Requirements:
Give again, word for word, each line from the top of the listing through the line that holds "icons ---------- */".

Recorded data:
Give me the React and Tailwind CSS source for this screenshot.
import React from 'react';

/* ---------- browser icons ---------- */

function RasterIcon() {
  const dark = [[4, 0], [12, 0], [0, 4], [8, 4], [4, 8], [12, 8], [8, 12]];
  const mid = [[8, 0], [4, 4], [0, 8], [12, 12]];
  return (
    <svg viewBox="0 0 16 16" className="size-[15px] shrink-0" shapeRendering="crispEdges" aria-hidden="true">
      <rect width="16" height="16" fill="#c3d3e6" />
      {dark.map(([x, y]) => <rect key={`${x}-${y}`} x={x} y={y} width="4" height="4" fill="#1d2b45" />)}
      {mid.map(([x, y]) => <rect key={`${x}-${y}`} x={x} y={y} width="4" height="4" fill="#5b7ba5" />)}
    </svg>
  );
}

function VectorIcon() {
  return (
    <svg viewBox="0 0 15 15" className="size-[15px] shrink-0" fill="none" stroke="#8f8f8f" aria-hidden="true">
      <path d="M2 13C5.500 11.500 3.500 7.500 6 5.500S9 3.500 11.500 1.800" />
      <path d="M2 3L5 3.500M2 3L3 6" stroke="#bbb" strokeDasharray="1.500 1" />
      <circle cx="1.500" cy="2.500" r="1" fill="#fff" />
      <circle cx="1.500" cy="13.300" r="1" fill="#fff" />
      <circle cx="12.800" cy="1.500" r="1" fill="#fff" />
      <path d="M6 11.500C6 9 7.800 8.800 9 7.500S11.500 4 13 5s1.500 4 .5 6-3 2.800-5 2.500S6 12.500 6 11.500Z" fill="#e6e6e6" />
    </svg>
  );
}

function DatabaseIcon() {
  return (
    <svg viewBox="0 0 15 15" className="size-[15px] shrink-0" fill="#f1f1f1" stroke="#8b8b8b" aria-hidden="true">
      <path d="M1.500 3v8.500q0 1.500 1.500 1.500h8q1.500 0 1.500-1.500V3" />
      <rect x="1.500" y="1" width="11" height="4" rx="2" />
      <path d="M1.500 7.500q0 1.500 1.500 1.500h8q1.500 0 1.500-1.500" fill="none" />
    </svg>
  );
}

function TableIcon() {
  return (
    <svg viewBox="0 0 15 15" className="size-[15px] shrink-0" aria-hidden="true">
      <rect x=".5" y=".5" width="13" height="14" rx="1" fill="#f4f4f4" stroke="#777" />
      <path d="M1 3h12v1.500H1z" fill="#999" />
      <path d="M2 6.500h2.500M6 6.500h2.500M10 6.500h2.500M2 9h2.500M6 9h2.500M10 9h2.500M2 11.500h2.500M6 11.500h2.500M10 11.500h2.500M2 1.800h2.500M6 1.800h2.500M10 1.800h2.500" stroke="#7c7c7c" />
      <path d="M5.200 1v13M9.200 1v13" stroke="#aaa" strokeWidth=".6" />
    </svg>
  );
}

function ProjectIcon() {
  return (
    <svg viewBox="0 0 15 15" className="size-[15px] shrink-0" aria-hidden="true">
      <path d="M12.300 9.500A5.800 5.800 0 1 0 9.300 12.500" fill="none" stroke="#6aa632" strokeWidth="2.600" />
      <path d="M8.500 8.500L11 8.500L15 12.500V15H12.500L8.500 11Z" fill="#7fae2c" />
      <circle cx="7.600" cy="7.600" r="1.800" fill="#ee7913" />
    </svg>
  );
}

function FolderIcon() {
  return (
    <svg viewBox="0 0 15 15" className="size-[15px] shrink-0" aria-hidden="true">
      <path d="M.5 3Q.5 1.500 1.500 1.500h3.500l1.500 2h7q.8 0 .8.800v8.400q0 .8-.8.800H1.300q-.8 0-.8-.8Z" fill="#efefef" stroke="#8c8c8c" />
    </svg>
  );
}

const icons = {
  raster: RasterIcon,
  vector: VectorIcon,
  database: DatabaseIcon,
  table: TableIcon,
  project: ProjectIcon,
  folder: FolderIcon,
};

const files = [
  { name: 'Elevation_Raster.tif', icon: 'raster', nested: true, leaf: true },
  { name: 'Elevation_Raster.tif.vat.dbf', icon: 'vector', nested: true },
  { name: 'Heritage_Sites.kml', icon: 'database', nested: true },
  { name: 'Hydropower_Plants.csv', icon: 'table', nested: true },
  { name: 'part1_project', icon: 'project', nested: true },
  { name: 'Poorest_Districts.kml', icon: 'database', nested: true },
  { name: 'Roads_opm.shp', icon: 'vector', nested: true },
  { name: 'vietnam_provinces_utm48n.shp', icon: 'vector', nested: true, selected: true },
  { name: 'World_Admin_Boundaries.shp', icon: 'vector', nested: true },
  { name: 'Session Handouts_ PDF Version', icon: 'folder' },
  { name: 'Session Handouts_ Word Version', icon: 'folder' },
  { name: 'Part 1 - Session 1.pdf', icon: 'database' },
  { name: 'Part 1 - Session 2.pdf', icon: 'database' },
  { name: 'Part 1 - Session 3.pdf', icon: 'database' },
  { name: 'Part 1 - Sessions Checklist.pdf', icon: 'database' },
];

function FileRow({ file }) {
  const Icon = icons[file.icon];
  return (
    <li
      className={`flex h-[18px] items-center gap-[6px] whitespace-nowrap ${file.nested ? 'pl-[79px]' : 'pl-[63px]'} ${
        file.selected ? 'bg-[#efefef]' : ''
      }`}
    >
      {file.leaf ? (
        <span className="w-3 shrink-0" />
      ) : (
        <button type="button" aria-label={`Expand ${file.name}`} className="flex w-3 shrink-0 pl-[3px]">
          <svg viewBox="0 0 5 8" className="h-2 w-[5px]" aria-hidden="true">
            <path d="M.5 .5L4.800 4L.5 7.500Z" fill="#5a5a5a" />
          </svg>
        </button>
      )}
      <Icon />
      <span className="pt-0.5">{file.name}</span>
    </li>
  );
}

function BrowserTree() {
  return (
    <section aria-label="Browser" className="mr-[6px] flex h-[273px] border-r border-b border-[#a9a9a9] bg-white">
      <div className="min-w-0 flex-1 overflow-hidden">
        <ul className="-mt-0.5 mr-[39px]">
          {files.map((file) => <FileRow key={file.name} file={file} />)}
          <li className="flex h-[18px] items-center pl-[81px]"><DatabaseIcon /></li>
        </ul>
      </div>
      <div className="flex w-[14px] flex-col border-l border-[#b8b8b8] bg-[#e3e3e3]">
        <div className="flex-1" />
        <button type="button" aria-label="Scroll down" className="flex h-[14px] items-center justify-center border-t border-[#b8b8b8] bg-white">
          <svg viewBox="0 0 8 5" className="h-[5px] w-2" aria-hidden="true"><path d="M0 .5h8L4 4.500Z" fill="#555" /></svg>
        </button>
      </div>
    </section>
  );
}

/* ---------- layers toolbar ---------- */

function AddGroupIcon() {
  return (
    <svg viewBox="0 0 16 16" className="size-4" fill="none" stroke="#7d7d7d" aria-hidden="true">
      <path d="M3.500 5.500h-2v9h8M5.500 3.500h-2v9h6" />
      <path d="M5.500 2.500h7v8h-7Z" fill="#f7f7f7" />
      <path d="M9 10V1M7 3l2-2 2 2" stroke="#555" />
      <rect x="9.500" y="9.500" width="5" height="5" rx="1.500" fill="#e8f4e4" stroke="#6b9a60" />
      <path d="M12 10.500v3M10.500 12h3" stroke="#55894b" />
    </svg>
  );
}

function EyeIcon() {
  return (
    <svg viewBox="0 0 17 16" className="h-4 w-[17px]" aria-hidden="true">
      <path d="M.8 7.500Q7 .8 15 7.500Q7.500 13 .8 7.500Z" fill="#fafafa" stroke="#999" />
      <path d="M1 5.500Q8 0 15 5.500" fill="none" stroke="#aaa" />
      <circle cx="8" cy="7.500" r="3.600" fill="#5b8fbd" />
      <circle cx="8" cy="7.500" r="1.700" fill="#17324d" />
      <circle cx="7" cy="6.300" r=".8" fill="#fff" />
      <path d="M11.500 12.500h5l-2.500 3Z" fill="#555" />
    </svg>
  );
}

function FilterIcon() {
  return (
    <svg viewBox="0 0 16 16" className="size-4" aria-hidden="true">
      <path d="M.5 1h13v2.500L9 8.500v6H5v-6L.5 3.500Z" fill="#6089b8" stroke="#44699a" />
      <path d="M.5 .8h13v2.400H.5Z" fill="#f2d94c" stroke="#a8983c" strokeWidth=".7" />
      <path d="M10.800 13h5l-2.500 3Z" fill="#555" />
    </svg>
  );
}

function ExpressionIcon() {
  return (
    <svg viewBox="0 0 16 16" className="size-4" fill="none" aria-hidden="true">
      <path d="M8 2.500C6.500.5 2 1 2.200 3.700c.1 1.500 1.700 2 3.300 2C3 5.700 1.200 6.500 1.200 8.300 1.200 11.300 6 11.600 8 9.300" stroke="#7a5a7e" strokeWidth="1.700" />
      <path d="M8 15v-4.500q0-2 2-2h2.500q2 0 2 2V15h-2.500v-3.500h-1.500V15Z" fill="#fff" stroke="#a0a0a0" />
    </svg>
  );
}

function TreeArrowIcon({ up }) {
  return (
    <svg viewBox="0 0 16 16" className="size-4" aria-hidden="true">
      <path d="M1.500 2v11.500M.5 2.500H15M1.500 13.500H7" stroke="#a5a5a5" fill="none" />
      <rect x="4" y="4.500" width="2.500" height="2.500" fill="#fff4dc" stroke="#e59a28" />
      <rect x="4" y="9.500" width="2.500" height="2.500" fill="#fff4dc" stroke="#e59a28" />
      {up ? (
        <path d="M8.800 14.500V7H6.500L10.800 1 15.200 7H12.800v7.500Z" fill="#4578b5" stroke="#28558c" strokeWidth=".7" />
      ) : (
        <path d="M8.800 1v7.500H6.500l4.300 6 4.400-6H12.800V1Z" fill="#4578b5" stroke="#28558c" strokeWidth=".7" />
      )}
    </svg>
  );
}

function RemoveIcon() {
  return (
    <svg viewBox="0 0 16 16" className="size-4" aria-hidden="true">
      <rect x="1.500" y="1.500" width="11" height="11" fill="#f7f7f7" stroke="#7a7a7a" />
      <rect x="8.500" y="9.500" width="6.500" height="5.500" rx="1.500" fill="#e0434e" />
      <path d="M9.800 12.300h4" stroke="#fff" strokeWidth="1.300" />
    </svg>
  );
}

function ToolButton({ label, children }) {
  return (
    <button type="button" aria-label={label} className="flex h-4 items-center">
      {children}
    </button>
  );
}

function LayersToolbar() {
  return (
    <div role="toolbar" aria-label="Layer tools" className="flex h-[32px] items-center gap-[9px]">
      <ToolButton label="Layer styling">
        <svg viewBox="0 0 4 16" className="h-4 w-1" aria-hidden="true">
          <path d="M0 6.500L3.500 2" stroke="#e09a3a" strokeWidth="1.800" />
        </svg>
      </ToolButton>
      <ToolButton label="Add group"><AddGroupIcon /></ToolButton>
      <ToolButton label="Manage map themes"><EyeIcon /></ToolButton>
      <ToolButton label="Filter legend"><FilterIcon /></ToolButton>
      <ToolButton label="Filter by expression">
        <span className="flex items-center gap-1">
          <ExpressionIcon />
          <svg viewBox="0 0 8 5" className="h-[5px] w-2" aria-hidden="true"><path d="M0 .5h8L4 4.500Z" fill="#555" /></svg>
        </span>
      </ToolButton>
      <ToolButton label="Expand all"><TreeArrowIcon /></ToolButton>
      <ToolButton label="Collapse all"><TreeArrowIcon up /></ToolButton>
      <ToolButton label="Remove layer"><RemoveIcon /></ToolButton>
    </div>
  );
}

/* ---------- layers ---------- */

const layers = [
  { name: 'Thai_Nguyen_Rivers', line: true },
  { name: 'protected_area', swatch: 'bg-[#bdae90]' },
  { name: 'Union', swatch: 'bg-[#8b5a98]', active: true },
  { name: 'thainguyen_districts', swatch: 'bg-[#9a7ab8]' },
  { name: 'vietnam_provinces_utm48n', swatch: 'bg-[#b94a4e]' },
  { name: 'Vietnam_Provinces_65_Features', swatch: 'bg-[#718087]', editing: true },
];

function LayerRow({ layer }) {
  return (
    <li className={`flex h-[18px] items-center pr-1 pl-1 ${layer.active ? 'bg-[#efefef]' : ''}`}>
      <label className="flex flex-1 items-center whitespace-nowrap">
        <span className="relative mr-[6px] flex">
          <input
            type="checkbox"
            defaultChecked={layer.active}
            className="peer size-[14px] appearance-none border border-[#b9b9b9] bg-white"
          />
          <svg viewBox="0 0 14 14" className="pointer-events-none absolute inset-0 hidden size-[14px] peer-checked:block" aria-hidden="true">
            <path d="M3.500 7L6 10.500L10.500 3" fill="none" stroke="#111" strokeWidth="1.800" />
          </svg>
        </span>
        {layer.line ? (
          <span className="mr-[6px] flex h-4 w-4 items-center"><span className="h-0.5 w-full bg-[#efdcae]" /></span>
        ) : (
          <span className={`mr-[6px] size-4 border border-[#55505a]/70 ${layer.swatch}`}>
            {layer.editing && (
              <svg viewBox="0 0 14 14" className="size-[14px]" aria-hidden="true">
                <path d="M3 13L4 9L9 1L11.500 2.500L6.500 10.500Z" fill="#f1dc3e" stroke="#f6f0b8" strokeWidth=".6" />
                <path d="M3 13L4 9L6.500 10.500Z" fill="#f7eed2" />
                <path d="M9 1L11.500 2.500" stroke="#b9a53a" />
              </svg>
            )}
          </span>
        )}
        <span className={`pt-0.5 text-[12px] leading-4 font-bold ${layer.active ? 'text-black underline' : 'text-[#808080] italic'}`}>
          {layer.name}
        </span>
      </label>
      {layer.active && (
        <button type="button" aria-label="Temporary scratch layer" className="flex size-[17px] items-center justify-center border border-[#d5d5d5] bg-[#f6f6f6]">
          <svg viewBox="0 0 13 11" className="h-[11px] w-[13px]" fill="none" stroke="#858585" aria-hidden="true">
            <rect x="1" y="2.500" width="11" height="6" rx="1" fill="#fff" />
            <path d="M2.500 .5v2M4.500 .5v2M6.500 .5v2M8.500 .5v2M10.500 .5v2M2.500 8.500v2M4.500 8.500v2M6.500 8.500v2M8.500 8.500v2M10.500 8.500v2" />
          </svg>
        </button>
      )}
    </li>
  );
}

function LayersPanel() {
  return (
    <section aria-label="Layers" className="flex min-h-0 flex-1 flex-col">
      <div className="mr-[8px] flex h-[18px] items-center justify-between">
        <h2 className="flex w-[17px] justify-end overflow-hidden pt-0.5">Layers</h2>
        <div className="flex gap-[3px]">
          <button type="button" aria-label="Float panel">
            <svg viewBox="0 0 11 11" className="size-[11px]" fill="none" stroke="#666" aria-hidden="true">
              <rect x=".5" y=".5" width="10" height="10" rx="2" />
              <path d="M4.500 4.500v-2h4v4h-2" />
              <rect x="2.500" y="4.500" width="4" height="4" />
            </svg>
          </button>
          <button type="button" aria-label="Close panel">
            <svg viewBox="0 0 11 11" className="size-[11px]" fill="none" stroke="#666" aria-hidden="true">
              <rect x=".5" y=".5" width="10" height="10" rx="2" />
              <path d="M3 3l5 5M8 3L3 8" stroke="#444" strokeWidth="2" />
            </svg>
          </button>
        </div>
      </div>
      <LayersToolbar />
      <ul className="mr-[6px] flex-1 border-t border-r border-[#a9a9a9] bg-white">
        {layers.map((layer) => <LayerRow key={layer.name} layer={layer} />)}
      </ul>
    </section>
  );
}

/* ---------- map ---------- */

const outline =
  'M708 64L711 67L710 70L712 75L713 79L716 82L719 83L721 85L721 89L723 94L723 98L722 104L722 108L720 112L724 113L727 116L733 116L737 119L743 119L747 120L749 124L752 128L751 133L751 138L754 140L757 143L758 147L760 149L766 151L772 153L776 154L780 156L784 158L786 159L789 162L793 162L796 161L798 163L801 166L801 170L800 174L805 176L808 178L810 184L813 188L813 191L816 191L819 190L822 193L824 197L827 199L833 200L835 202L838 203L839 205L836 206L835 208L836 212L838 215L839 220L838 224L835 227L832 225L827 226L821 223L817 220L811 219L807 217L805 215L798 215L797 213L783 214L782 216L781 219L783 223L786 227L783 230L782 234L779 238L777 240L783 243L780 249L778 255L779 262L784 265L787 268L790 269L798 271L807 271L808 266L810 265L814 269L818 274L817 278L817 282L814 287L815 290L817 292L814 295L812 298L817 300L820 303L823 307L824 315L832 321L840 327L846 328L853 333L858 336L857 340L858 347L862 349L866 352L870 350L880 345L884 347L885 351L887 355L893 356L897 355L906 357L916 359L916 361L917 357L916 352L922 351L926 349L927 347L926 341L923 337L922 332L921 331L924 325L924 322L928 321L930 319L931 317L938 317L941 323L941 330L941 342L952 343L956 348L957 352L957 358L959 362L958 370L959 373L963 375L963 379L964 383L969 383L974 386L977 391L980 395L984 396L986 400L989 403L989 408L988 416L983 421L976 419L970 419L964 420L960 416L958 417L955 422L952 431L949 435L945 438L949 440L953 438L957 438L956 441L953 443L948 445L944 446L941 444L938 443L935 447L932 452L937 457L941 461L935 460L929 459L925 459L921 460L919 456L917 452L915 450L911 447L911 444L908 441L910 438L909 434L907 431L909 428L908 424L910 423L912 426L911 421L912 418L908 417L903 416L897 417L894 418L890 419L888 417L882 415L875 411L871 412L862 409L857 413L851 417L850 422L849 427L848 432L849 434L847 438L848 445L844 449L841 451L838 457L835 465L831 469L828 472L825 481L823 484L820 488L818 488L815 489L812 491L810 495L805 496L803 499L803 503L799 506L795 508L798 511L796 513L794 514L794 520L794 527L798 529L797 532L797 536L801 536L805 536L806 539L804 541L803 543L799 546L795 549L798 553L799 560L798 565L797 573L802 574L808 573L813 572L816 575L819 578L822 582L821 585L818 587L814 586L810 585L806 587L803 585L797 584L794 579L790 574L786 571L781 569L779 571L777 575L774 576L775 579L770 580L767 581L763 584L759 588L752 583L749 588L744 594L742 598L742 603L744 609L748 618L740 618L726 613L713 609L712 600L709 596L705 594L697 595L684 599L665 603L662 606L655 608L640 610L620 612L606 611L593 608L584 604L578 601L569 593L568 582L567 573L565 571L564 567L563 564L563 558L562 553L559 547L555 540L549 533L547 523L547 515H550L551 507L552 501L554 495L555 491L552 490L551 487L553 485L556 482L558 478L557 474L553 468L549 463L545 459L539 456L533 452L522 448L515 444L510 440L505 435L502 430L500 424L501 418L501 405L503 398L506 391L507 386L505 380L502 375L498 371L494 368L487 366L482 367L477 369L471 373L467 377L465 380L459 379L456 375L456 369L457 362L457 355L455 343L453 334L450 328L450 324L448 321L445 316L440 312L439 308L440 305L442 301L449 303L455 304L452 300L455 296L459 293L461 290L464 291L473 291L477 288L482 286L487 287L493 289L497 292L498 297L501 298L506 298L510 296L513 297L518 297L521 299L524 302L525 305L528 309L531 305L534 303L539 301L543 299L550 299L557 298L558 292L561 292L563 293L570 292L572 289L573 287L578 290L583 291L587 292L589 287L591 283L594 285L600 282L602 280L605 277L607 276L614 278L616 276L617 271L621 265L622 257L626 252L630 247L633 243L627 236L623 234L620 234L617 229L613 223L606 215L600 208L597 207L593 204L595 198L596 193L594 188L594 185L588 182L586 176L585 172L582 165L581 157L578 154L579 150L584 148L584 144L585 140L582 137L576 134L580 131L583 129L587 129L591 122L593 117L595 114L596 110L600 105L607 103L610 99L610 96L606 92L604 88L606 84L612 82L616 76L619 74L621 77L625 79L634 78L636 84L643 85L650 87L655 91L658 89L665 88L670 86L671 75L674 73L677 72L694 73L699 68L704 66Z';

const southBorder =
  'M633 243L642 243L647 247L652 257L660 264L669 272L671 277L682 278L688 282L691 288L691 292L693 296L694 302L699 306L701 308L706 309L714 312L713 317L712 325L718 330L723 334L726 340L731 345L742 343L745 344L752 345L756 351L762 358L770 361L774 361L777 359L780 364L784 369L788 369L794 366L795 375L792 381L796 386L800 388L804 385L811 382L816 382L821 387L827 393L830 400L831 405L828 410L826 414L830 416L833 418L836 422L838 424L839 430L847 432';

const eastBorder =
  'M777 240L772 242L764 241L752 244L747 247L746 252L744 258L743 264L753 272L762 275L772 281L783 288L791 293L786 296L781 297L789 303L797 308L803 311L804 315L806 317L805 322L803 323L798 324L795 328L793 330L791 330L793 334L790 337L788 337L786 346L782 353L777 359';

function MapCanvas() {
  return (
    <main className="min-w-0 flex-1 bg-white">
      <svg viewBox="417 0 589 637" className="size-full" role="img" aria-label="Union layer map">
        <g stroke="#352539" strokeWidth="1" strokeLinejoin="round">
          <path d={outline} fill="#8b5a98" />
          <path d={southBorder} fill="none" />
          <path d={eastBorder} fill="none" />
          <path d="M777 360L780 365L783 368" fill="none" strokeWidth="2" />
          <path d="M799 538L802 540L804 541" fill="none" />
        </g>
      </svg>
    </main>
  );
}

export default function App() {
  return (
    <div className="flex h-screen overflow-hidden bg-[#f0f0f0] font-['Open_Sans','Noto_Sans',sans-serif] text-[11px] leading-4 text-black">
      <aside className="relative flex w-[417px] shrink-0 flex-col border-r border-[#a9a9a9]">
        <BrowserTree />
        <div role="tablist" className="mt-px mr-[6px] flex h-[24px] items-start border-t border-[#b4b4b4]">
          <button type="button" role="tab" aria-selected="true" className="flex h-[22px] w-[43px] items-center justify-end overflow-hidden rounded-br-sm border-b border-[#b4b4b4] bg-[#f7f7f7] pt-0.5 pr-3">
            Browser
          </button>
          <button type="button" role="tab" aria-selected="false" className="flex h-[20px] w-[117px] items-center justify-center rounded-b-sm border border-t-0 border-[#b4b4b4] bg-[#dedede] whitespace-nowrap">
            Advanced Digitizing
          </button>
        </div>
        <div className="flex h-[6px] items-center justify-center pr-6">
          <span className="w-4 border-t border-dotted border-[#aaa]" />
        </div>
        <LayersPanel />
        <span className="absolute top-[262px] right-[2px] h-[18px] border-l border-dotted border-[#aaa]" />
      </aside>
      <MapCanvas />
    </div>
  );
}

Result of this exercise:
Give me the React and Tailwind CSS source for this screenshot.
import React from 'react';

/* ---------- browser icons ---------- */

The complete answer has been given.